I think rebound and bounce are the same, though I'm not sure everyone uses them the same way. Here's what I see:
There can be "real" causes and "perceived" causes (liver training). From what I have read, rebound can be acute (one time), or chronic (repeated acutes that leave their body in a constant fighting stance, so you get high flat numbers ongoing).
"Real" rebound is from actual low numbers or steep drops.
Liver training rebound is when they get safe numbers that they are not used to, and their body reacts to it as if the numbers are unsafe.
Liver training would never get to a chronic pattern though, as it goes away on its own as they spend more time in good numbers. So liver training is only acutes, real rebound can be either acute or chronic.
I really wish we had 2 separate terms for them, it is just such a confusing mess whenever it comes up. Maybe some are trying to do that with bounce vs. rebound? I'm not sure. I read them as the same - a rebound/bounce response. Then it's the puzzle to figure out is this real rebound (meaning the dose is too high), or liver training rebound (where you want to hold the dose).
I think those nadirs are great and you wouldn't want a steeper drop, so I would not increase the BID dose. If you wanted steadier lower numbers, I would consider shooting earlier, either TID, or something like shooting at +10s, or as needed shooting (picking a threshold like 150 and going ahead with another shot as long as they are past nadir and rising again). Any of those might require dose reductions, you would not necessarily shoot the full BID dose on an early shot (you probably already know that, just mentioning it for clarity for any newbies reading along).
When they stay in greens to +12 or longer, it can be too much insulin, or it can also be a sputtering pancreas. Hard to tell which. To some extent you can guess if they shoot up really fast at a point like +14 and go from greens way up to reds or so in an hour, that is the insulin wearing off. If they gradually drift up more slowly (like Bix sometimes used to go 24 hours or longer before he hit something like 150 or 180 to give a shot) and don't zoom suddenly, that's possible pancreas sputtering. Not hard & fast rules, just some thoughts.

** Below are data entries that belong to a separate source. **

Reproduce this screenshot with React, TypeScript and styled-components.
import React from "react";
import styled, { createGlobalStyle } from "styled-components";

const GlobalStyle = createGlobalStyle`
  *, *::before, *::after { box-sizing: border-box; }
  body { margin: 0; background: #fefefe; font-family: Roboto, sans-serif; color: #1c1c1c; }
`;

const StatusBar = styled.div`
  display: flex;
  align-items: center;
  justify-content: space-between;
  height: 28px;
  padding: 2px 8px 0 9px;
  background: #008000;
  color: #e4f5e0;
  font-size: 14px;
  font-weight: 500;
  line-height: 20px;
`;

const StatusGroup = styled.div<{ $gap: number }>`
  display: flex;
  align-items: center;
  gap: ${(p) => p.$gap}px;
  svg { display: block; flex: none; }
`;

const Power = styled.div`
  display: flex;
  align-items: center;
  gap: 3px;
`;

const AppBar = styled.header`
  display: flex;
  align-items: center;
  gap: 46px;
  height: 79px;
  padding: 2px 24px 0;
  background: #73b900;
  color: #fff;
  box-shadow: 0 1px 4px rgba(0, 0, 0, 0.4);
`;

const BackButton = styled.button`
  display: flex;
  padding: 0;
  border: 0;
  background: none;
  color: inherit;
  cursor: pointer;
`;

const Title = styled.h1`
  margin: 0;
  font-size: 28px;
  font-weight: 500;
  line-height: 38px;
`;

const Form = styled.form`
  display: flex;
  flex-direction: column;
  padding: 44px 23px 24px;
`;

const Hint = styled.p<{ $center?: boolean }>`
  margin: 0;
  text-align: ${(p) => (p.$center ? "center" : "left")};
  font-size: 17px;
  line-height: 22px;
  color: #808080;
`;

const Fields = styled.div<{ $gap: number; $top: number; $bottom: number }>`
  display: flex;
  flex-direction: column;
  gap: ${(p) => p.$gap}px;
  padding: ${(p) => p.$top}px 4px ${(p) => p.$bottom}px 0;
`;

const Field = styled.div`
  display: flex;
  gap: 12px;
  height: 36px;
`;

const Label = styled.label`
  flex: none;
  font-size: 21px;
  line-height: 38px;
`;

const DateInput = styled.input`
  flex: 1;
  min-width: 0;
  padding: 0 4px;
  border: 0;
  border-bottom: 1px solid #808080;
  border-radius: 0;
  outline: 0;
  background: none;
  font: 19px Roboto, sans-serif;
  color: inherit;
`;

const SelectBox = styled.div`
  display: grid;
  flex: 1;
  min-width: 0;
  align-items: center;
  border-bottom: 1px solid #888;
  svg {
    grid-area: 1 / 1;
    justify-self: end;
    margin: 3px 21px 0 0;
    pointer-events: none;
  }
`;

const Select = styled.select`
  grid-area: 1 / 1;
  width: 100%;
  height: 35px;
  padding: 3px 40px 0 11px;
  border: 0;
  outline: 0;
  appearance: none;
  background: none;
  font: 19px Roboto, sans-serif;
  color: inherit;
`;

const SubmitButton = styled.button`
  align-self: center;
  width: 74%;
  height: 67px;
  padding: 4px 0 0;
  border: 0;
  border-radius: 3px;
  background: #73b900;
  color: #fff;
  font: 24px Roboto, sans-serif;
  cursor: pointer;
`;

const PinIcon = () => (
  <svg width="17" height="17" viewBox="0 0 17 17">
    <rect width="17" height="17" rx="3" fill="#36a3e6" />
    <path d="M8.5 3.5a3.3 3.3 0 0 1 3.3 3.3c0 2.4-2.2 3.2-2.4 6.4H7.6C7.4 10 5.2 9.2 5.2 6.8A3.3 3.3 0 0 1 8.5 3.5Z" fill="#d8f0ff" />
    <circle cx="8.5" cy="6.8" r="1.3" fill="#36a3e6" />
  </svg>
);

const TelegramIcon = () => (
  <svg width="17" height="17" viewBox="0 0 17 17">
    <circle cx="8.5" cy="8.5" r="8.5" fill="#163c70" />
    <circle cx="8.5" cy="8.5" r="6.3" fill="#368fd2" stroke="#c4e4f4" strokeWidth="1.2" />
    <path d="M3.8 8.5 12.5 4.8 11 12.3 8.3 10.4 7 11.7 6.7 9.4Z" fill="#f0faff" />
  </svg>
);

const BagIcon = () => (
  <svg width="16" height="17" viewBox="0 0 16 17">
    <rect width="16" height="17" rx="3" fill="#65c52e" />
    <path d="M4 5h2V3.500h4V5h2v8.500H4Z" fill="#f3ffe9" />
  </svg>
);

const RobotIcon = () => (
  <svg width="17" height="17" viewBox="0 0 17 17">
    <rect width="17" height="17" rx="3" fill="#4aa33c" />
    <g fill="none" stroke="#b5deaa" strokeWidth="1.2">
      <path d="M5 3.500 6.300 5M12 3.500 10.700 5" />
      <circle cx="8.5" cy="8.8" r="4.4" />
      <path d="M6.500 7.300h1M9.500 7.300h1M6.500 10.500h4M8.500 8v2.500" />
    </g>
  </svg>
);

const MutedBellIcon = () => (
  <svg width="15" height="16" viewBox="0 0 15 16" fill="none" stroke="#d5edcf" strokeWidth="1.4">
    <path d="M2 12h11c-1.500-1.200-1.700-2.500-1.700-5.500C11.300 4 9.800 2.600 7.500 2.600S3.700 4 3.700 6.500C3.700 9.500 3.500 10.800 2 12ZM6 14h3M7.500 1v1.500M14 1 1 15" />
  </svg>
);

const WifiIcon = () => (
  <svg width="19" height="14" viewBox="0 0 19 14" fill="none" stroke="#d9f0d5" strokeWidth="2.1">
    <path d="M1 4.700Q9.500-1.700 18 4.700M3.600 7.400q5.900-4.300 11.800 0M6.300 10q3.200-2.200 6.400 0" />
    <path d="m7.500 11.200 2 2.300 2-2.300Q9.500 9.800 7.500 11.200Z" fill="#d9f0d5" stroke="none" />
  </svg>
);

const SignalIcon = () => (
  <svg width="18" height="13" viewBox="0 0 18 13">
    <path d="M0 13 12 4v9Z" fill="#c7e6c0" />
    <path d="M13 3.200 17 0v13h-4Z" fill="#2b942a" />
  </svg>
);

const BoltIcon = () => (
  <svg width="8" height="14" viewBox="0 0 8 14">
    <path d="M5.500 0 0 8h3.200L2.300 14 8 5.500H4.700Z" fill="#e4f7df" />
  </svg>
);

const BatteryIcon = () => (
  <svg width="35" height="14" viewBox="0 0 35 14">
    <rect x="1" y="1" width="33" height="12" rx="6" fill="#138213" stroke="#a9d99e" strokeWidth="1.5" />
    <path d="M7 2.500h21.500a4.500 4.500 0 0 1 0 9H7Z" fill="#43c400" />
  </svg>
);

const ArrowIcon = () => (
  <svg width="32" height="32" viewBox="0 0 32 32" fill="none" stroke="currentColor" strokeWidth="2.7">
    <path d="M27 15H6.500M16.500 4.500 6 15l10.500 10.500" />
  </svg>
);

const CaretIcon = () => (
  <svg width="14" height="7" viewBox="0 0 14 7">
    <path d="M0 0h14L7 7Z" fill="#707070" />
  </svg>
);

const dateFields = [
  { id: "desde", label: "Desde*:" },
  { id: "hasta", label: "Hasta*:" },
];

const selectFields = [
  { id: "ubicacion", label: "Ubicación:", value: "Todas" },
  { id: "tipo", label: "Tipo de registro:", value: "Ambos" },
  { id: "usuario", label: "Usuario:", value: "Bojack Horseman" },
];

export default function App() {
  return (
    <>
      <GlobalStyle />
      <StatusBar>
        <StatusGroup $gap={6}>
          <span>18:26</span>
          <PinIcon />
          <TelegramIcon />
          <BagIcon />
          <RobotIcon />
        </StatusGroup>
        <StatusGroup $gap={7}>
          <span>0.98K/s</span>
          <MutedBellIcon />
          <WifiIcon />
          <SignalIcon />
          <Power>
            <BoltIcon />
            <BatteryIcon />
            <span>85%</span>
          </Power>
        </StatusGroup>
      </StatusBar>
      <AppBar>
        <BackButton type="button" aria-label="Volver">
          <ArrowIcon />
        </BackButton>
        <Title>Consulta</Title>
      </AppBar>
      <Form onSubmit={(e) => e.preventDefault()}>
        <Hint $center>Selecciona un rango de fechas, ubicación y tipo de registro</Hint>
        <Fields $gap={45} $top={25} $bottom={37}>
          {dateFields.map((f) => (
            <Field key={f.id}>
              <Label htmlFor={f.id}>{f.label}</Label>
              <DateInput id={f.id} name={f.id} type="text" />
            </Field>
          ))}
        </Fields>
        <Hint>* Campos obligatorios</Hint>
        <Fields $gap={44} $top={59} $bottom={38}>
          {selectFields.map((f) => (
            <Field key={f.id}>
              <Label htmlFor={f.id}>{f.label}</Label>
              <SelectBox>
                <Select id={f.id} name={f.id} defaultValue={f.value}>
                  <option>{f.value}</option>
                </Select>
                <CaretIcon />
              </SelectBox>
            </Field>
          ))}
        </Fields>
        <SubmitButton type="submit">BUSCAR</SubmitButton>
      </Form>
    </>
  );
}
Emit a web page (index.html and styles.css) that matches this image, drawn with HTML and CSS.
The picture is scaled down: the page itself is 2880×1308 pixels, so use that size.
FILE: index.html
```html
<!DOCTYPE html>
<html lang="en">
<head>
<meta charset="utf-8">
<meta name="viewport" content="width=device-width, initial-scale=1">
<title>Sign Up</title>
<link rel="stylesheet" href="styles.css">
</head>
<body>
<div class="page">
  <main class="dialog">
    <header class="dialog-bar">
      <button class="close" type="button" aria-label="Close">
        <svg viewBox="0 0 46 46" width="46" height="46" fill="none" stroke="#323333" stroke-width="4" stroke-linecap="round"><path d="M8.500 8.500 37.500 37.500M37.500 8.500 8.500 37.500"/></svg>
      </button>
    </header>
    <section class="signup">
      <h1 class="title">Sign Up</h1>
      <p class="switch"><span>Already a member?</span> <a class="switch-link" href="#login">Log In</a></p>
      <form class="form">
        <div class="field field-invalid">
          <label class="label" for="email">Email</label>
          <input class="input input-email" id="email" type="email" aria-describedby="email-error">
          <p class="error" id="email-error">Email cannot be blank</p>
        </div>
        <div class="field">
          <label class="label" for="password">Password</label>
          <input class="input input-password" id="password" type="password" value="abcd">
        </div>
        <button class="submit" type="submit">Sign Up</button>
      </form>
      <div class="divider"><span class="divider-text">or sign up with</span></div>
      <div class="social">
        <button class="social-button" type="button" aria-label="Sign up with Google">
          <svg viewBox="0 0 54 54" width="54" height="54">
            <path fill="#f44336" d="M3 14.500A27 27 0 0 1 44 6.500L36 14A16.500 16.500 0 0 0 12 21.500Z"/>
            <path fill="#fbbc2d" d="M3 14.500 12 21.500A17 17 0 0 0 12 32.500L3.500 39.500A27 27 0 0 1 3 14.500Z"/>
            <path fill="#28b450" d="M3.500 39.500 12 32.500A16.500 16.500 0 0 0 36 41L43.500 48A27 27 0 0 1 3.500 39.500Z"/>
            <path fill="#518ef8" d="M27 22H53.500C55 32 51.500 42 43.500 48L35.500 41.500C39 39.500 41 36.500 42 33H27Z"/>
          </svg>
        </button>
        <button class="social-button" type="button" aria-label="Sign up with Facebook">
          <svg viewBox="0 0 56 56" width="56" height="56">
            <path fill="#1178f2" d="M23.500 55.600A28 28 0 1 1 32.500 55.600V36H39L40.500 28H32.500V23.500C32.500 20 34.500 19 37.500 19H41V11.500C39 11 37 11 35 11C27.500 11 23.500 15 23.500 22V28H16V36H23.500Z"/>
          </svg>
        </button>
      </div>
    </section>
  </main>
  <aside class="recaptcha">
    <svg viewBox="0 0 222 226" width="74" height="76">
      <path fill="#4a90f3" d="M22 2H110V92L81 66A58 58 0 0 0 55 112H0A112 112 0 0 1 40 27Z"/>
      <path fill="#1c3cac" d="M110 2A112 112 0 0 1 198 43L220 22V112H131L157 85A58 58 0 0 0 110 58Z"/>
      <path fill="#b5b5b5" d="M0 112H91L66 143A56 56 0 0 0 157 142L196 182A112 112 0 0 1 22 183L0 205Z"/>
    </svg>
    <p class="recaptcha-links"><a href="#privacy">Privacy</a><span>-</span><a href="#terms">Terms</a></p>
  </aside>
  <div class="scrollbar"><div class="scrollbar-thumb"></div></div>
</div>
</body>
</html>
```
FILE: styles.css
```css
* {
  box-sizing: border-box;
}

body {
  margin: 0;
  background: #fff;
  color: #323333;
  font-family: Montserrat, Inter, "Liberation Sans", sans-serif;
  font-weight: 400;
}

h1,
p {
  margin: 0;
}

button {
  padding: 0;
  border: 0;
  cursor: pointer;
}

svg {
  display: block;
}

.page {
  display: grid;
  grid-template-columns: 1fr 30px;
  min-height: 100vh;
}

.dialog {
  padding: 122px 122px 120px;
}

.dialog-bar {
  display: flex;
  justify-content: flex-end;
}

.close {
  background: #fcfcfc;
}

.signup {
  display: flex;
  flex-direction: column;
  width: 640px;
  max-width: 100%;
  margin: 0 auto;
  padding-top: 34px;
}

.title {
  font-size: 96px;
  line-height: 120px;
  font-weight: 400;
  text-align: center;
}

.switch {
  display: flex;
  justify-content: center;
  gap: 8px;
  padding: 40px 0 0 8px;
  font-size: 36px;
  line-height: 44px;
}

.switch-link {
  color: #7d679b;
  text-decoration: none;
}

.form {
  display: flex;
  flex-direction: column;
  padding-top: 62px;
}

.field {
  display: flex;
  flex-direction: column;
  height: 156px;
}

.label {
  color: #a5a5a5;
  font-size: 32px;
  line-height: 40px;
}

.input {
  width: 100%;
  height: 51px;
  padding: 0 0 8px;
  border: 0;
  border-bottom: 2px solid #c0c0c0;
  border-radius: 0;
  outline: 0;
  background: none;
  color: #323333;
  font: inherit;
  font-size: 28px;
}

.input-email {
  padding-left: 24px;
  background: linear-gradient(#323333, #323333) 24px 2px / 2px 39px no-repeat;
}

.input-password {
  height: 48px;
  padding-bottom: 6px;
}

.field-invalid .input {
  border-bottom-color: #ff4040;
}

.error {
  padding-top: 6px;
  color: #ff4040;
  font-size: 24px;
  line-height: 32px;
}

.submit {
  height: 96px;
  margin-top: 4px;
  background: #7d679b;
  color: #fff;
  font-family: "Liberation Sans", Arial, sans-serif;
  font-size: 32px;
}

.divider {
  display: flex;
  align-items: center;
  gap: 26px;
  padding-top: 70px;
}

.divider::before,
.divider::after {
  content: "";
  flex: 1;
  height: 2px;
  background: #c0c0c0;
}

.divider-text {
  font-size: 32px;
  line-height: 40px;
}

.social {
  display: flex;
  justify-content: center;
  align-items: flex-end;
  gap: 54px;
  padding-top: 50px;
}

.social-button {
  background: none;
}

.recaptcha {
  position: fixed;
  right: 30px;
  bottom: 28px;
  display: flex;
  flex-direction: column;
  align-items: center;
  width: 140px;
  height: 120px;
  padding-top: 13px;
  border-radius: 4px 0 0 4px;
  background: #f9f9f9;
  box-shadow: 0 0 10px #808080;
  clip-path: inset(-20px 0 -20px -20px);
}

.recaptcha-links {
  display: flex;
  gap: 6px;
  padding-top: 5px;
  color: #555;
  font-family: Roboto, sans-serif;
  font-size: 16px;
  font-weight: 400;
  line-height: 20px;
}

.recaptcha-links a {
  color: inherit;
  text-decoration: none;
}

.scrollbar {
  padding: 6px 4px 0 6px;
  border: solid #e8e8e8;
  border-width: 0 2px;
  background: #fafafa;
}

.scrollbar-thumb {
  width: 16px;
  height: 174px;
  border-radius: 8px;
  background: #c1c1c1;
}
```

I think it would be fine to stay where you are for a bit since you are seeing good nadirs, or I think it would be fine to try some version of early shooting if you are feeling impatient. Nothing wrong with doing that as long as you do it safely by regular testing for early cycle numbers and nadirs, hypo toolkit on hand, and adjust the dose as needed based on what kind of overlap you may see with early shots. It's up to you really what strategy you want to take, how your schedule is, etc. etc.
When I got impatient and tried early shooting I really didn't get anywhere and I think it slowed us down (Bix got good duration so it turned out he didn't really need it, plus I tended to overreduce the dose). but I've seen others make good progress that way. Sometimes even doing early shots as going for TR over a weekend or something can help promote pancreas healing and then you can go back to BID during the week and get better results. If you can get the dose right and get good numbers that can be a good strategy.
That is great he is symptom free! YAY!